The post had either broken even or generated small surpluses until its expansion in the 1820s, when it generally began to report progressively greater losses. By 1844, the department was losing so much business to competitors that a reluctant Congress, fearing the political consequences of either cutting mail service or paying to support it, was forced to act, despite southern politicians’ suspicion of costly federal schemes that called for tax increases and strengthened Washington’s hand. As it is wont to do in such situations, Congress created a special commission to assess the crisis and make recommendations for fixing it. This group of experts took the high road, concluding that the post had not been created to generate revenue but for “elevating our people in the scale of civilization and bringing them together in patriotic affection,” as well as to “render the citizen worthy, by proper knowledge and enlightenment, of his important privileges as a sovereign constituent of his government.” Accordingly, starting with the Post Office Act of 1845 and continuing through 1851, Congress passed a series of reforms that would stimulate the full flowering of what the historian Wayne Fuller called “the people’s post office.”

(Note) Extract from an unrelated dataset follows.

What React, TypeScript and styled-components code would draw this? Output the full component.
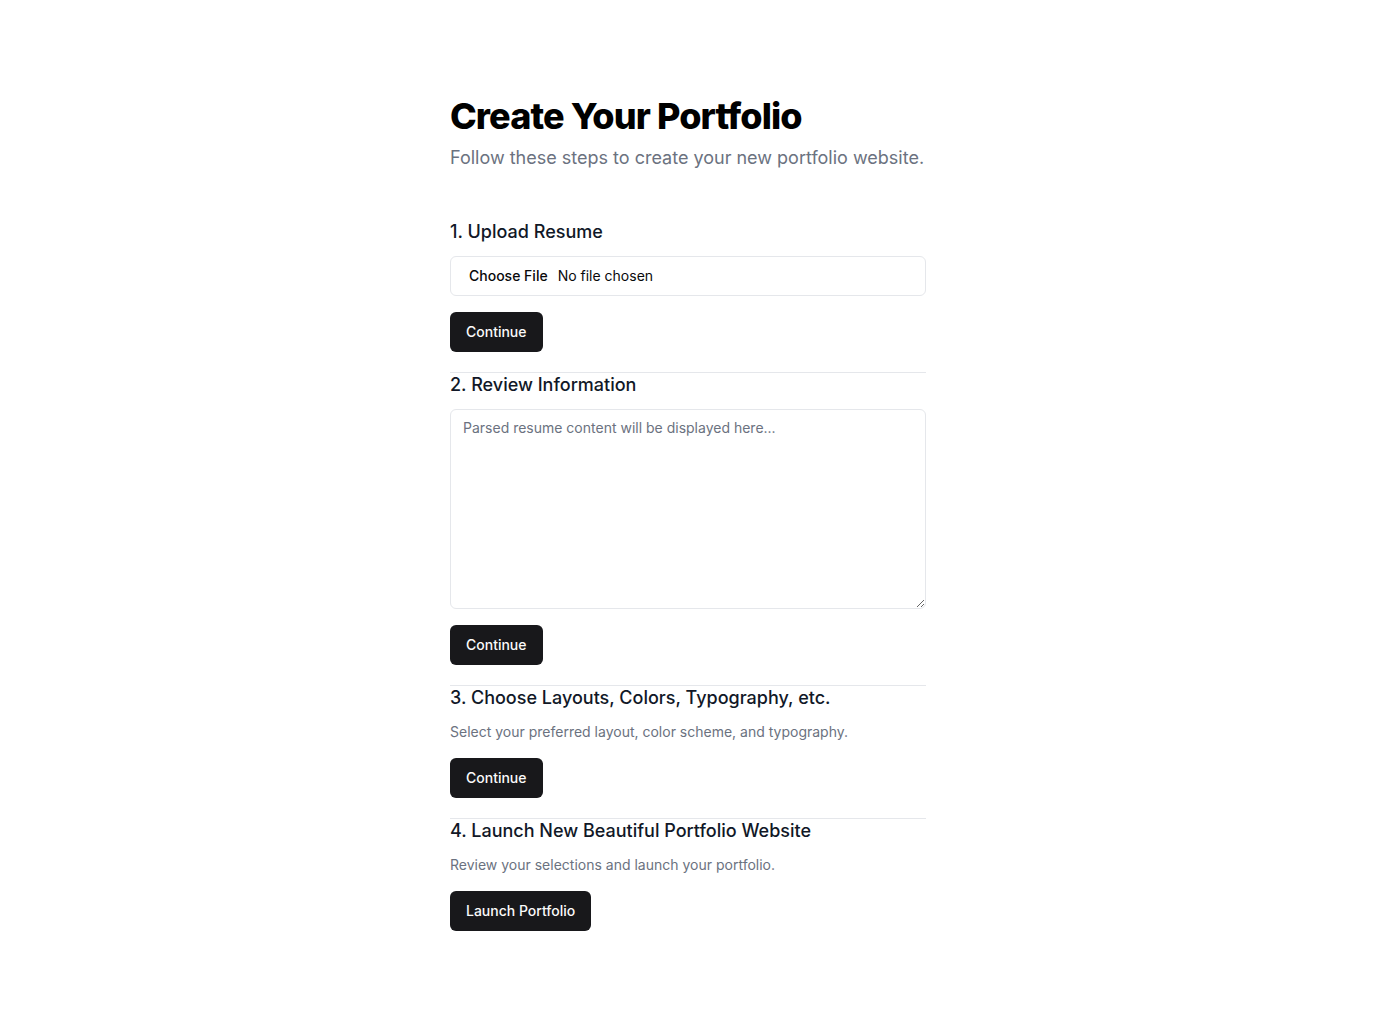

The government finally abandoned the hoary principle that the post must support itself, even as it was extending all the way to the Pacific. The institution was explicitly defined as a public service that, like the military, deserved financial support, and after the Post Office Act of 1851 deficits would be accepted as a matter of course. Congress shored up the post’s finances in other important ways, especially by passing legislation that reinforced its poorly defended monopoly. Known as the Private Express Statutes, these laws made it a crime for other carriers to transport mail in places served by the post, which soon put the independent competitors out of business.